Rin, a Jewish woman, escaped her husband, but it wasn’t easy. He had put so much self-doubt, self-loathing, and guilt upon her that she didn’t know who she was. It was her fault he told her, again and again, that people died, that her mother left her, that he suffered. She was lazy, cruel, and stupid. But he loved her. And, because he told her so, she loved him. For all that she spends much of the book free of him, with Odette and Mauve and the rest of her circus around her, Rin has never really been free of Edward. (There’s even an implication that Edward encouraged her drinking or made her an alcoholic in order to keep her more docile.)
When one of Mauve’s visions sees World War II, the concentration camps, the millions of deaths of Jewish people, homosexuals, and Sparks (and so many others), the three women decide to try to stop it. Again and again and again, going forward, going backward, trying in small ways and large to stop what they know is happening. Added into this is Jo, the young farm girl with a powerful Spark who can make illusions and who sees in Rin a hero. A woman standing up for herself, standing up for Sparks, standing up for Jo. Jo, like Edward, fixates … but hers is adoration and honest love, much as Odette’s love is honest.
Odette, Rin’s wife, is a healer with a gift similar to Edward’s, so much so Rin can’t bear to be touched by Odette’s bare hands. Odette who loves her, who holds her, who grieves each time Rin hurts herself trying to help others and yet honors Rin’s request to not use her Spark on her. For Odette, Rin isn’t the center of the world, the king pole in the tent the way she is to Edward and Jo. For Odette, Rin is her heart. Her wife. The part of her life she holds most precious, even as she allows Rin to be weak, to be flawed, to be drunk and angry and human.
I wanted to like this book more than I did.

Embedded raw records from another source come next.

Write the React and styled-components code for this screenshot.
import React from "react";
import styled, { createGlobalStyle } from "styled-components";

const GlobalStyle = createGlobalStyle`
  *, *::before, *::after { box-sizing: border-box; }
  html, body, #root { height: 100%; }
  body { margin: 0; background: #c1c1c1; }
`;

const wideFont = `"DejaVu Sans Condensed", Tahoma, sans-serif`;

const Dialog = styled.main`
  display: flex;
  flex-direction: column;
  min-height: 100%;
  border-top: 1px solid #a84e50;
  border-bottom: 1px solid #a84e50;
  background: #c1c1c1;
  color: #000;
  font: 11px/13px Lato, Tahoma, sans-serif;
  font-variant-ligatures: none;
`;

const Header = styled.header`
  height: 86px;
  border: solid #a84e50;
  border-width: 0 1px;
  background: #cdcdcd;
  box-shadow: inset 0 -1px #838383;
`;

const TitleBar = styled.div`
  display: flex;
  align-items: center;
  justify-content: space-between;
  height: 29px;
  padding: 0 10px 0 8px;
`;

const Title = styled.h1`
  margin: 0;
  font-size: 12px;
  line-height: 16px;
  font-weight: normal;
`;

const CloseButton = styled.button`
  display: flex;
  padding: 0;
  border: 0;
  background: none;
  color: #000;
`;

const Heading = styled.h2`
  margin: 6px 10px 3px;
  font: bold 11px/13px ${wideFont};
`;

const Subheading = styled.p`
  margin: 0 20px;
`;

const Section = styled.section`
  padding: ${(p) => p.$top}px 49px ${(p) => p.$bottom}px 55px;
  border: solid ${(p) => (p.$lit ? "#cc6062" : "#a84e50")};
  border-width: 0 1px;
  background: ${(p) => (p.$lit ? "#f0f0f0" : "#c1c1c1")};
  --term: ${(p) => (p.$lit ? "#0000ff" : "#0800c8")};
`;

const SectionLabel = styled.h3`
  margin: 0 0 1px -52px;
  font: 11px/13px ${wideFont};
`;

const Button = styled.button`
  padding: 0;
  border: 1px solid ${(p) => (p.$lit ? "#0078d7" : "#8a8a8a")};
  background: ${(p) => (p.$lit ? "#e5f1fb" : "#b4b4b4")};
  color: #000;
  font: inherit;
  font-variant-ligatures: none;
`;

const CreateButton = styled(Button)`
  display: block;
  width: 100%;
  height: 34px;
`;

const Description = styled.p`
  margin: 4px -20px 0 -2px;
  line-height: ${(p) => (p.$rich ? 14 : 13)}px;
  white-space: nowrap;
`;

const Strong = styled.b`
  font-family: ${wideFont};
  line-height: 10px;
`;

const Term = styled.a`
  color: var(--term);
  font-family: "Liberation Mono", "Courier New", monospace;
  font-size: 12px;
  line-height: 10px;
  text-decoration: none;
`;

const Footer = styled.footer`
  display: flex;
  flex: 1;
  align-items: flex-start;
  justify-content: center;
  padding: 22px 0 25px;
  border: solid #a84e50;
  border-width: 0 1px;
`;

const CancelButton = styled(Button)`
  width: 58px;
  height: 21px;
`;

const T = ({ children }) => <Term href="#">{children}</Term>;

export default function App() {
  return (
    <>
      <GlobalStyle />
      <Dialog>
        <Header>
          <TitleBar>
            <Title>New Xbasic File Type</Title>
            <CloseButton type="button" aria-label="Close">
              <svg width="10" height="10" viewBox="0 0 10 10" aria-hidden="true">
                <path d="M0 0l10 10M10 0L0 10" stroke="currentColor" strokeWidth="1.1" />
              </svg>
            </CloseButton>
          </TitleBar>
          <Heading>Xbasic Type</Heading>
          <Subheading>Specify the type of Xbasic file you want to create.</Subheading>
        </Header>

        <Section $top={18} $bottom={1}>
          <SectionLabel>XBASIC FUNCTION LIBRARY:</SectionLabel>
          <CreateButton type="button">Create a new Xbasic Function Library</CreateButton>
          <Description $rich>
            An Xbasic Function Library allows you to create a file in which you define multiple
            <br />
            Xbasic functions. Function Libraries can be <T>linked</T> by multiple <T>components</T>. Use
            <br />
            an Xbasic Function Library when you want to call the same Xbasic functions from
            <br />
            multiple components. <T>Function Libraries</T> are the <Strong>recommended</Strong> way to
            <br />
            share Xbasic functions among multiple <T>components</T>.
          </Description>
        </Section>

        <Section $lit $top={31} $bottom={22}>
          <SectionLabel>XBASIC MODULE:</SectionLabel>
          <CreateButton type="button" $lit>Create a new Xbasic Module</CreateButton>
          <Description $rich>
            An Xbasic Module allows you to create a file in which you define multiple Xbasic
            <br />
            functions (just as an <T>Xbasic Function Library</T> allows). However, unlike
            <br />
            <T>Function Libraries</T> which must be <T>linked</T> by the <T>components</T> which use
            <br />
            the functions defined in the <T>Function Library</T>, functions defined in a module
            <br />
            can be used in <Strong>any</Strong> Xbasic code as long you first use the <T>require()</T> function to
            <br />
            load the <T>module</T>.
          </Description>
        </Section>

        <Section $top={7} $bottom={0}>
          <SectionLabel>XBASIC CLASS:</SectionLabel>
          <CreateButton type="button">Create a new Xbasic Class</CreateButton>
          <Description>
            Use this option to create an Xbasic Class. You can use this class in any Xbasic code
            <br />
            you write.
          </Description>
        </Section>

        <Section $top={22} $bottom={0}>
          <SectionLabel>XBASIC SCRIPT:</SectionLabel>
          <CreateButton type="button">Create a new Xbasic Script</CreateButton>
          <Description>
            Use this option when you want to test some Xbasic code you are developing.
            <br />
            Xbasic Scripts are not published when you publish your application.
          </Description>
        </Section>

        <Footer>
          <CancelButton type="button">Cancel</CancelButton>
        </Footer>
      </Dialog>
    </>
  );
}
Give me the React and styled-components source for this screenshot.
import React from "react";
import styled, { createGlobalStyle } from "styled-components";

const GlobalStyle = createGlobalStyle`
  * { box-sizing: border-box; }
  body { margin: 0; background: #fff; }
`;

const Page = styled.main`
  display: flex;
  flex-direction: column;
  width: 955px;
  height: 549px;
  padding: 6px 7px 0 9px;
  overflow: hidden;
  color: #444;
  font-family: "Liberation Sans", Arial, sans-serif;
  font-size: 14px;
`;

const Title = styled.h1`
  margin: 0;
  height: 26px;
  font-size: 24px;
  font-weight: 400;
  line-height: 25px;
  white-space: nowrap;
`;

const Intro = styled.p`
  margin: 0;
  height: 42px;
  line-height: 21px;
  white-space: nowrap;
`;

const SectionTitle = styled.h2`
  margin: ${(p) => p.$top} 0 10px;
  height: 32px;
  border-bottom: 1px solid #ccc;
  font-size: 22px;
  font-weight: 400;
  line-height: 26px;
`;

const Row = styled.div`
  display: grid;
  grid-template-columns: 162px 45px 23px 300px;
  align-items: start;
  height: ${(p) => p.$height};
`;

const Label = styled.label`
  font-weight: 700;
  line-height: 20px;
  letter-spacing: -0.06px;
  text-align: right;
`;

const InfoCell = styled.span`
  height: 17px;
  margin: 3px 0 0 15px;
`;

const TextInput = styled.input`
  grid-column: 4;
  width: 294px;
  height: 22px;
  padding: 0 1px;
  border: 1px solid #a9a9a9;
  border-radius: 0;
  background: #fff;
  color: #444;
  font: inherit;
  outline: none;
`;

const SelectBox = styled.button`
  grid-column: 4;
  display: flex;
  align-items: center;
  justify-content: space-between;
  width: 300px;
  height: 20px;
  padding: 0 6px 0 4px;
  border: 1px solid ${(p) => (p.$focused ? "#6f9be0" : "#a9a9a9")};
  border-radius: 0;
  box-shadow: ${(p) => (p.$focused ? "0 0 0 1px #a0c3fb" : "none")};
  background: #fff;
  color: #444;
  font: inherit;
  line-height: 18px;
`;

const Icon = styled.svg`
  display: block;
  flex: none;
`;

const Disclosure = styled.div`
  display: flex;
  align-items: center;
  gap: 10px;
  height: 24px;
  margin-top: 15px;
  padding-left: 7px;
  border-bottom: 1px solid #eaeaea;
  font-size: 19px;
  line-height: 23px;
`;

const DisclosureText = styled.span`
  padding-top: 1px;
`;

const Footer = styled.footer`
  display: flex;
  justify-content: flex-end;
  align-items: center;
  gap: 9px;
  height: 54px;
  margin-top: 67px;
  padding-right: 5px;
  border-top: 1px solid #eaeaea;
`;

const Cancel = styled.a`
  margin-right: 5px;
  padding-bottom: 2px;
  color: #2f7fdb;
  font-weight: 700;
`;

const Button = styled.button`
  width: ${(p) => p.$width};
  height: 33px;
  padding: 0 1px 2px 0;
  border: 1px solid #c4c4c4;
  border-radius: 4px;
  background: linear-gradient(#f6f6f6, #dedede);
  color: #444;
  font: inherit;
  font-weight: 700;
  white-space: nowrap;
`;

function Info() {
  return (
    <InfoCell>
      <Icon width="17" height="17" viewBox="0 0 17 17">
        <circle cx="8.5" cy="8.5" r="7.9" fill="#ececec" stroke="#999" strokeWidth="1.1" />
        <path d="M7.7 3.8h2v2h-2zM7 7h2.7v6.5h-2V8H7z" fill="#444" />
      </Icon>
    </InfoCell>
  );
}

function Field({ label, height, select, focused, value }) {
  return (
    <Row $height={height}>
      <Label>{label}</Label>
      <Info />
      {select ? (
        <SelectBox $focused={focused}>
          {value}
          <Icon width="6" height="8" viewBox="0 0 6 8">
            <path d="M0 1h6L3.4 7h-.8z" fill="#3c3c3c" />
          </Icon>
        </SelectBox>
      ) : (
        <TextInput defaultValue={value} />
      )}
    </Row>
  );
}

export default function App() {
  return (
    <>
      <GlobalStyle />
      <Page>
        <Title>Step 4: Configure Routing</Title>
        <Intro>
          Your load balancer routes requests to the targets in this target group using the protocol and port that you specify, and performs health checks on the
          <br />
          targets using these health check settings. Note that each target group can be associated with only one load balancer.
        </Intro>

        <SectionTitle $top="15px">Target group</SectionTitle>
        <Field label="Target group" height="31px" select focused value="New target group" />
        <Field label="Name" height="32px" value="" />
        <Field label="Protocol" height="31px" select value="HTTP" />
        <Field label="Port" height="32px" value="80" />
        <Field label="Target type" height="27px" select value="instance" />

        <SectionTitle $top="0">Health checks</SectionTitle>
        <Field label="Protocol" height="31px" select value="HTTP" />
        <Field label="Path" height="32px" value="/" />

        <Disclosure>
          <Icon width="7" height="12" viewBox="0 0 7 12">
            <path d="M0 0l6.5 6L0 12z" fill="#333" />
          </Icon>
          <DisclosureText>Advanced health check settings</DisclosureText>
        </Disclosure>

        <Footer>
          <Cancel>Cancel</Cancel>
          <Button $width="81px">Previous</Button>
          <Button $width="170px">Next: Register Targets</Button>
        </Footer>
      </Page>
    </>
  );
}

Magical people with awe inspiring powers fighting to stop a war? A circus of light versus a circus of dark? A woman breaking free from the monster who nearly broke her, finding the strength to stand up for herself in the people who loved her? I wanted that. I wanted all of that. Unfortunately, the book doesn’t linger enough on one part or the next to form a cohesive whole. The three women try to stop the war, but eventually just give up. Not because it’s hard, but because it’s inevitable. The future isn’t going to change, which somewhat undercuts the idea of their circus in which they supposedly change the future one life at a time. The good circus versus the evil one is built up and up by inference and by Rin’s horror, but it’s more of a way to explain Edward coming back into the story, and it didn’t really work for me. Edward, whose point of view (wonderfully slimy, entitled, selfish, and vile, so vile) is a force through the book, but his circus just never really does anything.
The writing is strong, the character work — especially with Rin and Edward — is so very strong. I had a clear idea of who Rin was, of which of the voices in her head were her own doubts, and which were planted there by Edward. Edward, himself, is a glorious villain. He’s every insecure and arrogant, whiny and powerful manboy who thought he deserved the woman he wanted, and deserved her love for nothing. There were moments I felt pity for him, but never a moment where he was painted with sympathy. Empathy, yes, but he deserved his fate and I thought his ending was perfect.
There’s a message in this book, and it’s one I very much appreciated:
“A mitzvah is the work we are responsible for, as long as we are part of the living world,” her mother said. “We are here to bring light to the dark. And it’s not a charity, and it’s not a special congratulations. It’s just the right thing to do.”
I just wish the book had given one of the three plot points — Rin, the oncoming war, or the circus — a stronger ending. Or that the book had a stronger focus to tie the three disparate parts of the story together a little tighter. I felt like there were so many dangling threads left ignored rather than unresolved, and I ended the book feeling a little dissatisfied with how everything came together. These are all just my opinions; every reader will bring something different to a book, and take something away from it all their own. If you do decide to pick up this book, I hope you enjoy it.